**DIRECTION:**
Tell how many lines have the string "index" in them, and write nothing besides the number.

─── SOURCE EXCERPT ───

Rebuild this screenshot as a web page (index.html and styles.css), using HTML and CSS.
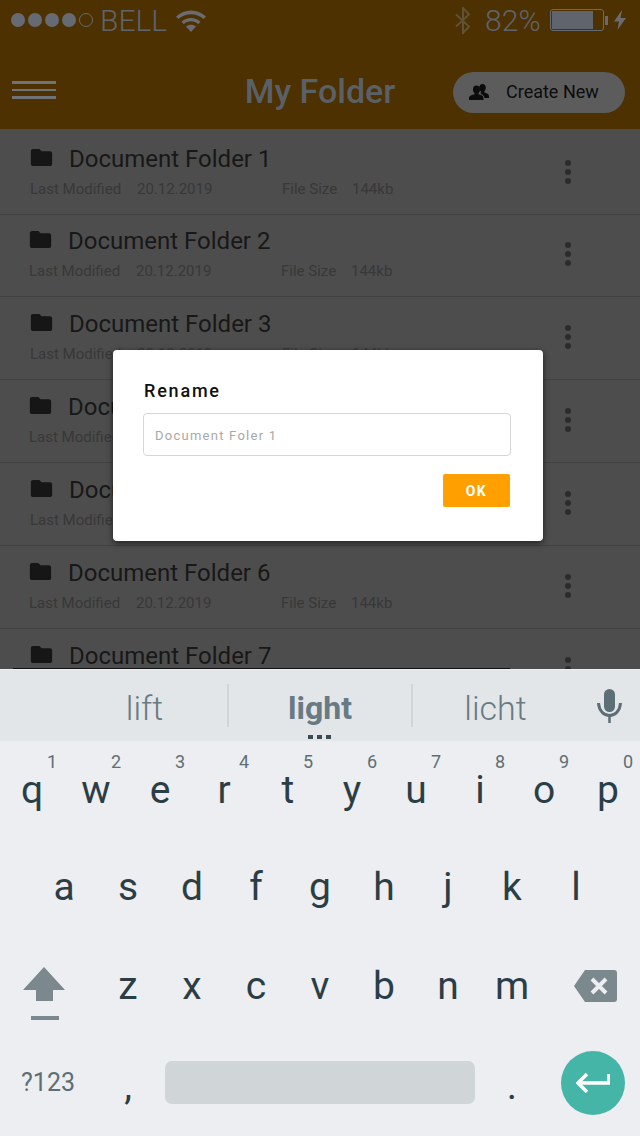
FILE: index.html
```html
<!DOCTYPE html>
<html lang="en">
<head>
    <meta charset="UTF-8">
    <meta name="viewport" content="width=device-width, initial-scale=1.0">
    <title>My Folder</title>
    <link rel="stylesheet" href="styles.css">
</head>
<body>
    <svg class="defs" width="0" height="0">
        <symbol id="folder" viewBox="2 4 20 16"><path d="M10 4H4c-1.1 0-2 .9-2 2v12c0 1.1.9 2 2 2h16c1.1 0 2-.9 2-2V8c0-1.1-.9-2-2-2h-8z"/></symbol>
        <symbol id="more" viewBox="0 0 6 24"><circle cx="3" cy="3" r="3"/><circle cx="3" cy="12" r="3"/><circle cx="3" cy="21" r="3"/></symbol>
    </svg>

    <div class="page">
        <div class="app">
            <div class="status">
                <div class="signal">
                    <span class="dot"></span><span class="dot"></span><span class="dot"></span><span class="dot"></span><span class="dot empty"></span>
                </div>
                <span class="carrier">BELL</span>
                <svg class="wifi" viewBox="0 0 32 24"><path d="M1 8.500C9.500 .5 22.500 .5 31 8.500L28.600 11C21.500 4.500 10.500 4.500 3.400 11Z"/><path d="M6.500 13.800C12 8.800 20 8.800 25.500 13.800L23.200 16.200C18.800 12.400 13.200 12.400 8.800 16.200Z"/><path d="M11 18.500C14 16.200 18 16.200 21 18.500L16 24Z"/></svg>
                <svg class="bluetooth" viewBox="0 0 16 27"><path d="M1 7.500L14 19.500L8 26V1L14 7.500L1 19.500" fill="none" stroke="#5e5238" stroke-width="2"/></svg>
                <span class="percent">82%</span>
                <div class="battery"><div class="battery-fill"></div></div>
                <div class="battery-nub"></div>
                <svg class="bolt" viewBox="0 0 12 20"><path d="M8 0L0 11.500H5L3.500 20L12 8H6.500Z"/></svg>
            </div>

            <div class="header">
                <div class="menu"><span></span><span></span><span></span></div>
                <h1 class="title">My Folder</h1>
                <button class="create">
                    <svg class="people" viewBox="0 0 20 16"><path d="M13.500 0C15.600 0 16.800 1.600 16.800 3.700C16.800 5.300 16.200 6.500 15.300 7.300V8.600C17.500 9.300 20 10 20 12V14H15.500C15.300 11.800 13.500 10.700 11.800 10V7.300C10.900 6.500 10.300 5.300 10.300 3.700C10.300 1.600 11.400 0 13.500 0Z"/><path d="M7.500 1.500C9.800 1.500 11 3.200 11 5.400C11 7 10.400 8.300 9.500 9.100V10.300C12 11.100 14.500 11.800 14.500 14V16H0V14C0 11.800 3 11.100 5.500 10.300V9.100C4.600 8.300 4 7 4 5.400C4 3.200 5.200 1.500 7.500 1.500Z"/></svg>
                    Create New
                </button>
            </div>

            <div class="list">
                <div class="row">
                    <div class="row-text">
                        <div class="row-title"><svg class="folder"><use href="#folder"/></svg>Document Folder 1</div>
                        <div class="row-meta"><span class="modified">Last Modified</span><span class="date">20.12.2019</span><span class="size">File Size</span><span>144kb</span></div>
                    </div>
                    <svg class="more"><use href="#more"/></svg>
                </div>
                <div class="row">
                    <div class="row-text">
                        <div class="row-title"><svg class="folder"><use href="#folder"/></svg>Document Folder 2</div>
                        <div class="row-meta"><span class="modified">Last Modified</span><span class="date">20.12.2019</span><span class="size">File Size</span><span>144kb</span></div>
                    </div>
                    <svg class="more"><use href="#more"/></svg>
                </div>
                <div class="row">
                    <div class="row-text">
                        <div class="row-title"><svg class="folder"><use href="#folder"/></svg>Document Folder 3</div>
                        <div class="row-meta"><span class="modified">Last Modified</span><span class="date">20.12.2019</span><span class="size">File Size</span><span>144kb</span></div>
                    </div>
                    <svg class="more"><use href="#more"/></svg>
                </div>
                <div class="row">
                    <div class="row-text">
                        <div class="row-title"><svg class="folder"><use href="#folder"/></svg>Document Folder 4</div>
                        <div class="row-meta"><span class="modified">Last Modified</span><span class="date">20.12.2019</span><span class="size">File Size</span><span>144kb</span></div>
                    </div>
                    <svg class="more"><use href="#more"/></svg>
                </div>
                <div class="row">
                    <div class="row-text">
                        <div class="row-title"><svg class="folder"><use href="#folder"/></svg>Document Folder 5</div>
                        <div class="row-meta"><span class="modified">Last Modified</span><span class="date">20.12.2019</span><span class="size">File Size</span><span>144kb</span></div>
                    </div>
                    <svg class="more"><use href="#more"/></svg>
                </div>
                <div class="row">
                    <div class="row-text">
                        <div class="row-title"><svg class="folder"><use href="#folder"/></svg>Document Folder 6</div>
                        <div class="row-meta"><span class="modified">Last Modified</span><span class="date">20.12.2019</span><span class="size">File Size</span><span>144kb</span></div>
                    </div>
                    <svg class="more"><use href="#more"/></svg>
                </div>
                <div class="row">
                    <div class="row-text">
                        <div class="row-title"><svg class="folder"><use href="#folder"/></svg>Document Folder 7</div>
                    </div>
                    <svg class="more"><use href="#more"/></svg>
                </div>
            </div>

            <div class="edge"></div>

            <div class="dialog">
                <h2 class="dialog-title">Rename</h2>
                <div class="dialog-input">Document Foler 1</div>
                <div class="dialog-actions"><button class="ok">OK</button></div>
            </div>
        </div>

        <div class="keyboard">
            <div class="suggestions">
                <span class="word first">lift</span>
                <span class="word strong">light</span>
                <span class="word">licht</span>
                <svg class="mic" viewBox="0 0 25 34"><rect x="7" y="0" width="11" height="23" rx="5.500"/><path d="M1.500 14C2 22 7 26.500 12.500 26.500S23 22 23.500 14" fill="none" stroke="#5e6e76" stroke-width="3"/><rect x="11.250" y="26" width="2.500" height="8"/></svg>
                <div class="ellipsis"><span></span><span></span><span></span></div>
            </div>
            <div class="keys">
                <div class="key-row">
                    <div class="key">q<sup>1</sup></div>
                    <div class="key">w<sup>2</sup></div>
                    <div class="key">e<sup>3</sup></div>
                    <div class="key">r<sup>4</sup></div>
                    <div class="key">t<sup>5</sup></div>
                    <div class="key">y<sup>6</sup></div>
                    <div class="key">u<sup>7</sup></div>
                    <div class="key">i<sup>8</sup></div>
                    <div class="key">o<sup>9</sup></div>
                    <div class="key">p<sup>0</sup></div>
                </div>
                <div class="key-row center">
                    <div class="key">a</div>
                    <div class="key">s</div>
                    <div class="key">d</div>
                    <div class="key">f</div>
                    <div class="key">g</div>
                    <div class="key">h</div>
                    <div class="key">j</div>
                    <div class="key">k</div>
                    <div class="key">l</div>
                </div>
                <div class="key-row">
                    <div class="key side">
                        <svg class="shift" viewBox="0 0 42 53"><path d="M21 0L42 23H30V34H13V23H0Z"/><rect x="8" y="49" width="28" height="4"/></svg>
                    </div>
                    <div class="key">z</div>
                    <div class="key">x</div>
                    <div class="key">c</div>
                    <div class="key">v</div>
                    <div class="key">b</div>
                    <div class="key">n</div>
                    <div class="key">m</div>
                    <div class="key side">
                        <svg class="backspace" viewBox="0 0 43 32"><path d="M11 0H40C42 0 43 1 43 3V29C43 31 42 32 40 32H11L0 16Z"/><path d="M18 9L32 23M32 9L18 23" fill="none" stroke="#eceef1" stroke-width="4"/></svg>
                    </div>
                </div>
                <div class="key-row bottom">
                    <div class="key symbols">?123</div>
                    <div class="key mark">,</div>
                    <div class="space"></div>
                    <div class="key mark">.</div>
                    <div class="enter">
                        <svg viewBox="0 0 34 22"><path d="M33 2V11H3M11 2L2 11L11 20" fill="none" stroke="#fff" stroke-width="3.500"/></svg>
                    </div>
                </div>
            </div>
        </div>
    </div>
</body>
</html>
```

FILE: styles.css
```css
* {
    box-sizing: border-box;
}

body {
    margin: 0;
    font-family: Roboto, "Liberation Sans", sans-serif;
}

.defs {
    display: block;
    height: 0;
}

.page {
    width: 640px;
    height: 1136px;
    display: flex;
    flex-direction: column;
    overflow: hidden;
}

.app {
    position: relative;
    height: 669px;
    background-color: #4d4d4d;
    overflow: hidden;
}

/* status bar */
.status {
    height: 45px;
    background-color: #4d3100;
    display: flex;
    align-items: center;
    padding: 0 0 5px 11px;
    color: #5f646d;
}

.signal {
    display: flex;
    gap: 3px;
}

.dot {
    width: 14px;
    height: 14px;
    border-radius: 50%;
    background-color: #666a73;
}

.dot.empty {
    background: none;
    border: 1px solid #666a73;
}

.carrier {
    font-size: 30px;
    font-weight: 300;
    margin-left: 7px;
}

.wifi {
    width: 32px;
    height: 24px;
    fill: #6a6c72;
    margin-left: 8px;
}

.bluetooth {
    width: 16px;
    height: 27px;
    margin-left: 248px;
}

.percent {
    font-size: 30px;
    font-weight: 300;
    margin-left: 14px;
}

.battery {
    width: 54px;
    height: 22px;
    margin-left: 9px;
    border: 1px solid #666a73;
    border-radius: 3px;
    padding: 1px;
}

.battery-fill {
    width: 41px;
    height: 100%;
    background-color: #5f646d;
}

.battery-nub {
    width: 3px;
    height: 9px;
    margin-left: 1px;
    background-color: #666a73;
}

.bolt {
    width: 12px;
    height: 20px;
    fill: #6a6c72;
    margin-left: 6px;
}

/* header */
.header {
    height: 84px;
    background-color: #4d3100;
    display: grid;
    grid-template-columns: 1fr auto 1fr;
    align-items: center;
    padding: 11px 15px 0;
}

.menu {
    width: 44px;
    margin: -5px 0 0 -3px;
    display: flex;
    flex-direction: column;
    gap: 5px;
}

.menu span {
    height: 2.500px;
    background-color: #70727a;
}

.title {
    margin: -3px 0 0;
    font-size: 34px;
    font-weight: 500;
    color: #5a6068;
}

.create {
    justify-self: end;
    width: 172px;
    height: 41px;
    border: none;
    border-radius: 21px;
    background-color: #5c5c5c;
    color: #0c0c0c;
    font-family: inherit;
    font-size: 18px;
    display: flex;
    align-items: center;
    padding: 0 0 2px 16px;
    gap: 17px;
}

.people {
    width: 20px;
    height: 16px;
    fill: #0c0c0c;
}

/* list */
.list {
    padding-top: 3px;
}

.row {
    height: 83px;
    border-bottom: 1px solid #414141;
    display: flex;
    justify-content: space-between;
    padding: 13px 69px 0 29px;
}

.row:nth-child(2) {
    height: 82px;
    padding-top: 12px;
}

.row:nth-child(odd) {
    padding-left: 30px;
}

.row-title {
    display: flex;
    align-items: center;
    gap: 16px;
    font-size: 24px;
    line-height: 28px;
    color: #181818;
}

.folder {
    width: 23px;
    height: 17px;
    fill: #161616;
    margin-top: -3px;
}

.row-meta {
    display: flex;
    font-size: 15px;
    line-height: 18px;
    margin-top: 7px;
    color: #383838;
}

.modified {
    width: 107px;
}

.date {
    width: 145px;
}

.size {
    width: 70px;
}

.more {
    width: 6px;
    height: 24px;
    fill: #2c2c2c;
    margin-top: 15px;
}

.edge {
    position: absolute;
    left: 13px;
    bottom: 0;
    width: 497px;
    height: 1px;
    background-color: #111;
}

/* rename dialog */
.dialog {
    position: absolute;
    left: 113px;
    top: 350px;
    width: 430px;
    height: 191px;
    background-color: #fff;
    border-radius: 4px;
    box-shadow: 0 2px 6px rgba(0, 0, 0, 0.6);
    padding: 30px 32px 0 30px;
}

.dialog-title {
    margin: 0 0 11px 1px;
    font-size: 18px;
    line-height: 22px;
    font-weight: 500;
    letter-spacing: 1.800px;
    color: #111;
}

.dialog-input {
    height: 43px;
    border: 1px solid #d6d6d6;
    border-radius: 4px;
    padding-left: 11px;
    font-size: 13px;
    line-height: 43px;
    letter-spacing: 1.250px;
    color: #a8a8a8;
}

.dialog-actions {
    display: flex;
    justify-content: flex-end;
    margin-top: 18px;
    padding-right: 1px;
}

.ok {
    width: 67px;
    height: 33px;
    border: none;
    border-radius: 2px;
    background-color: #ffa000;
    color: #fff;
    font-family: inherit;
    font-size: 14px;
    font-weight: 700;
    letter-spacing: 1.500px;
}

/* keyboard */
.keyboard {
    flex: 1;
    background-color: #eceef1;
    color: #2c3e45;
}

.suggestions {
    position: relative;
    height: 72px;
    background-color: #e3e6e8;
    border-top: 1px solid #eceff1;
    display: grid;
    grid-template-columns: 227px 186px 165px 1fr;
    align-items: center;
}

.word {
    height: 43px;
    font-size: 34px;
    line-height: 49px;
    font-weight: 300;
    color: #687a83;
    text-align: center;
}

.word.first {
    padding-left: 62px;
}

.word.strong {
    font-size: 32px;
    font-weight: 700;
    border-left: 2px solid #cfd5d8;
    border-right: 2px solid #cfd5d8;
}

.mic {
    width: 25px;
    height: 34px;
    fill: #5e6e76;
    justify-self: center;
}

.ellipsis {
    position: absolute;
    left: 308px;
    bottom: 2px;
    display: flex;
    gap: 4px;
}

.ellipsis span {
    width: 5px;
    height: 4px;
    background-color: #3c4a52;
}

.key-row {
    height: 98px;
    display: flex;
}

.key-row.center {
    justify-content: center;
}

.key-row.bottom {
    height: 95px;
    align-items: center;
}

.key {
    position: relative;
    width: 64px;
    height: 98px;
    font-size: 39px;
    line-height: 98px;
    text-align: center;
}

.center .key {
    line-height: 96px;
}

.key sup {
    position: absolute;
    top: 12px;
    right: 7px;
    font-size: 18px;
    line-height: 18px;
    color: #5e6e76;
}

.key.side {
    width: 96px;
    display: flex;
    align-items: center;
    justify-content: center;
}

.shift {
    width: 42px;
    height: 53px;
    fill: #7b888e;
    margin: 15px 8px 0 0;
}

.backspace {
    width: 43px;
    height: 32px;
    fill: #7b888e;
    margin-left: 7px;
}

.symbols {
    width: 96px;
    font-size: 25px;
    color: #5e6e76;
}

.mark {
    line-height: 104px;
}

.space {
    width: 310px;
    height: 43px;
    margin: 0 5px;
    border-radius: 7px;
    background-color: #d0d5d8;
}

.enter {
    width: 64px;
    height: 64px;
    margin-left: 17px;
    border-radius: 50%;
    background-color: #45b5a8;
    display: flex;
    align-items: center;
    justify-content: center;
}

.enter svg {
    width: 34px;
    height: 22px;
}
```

───

**SOLUTION:**
2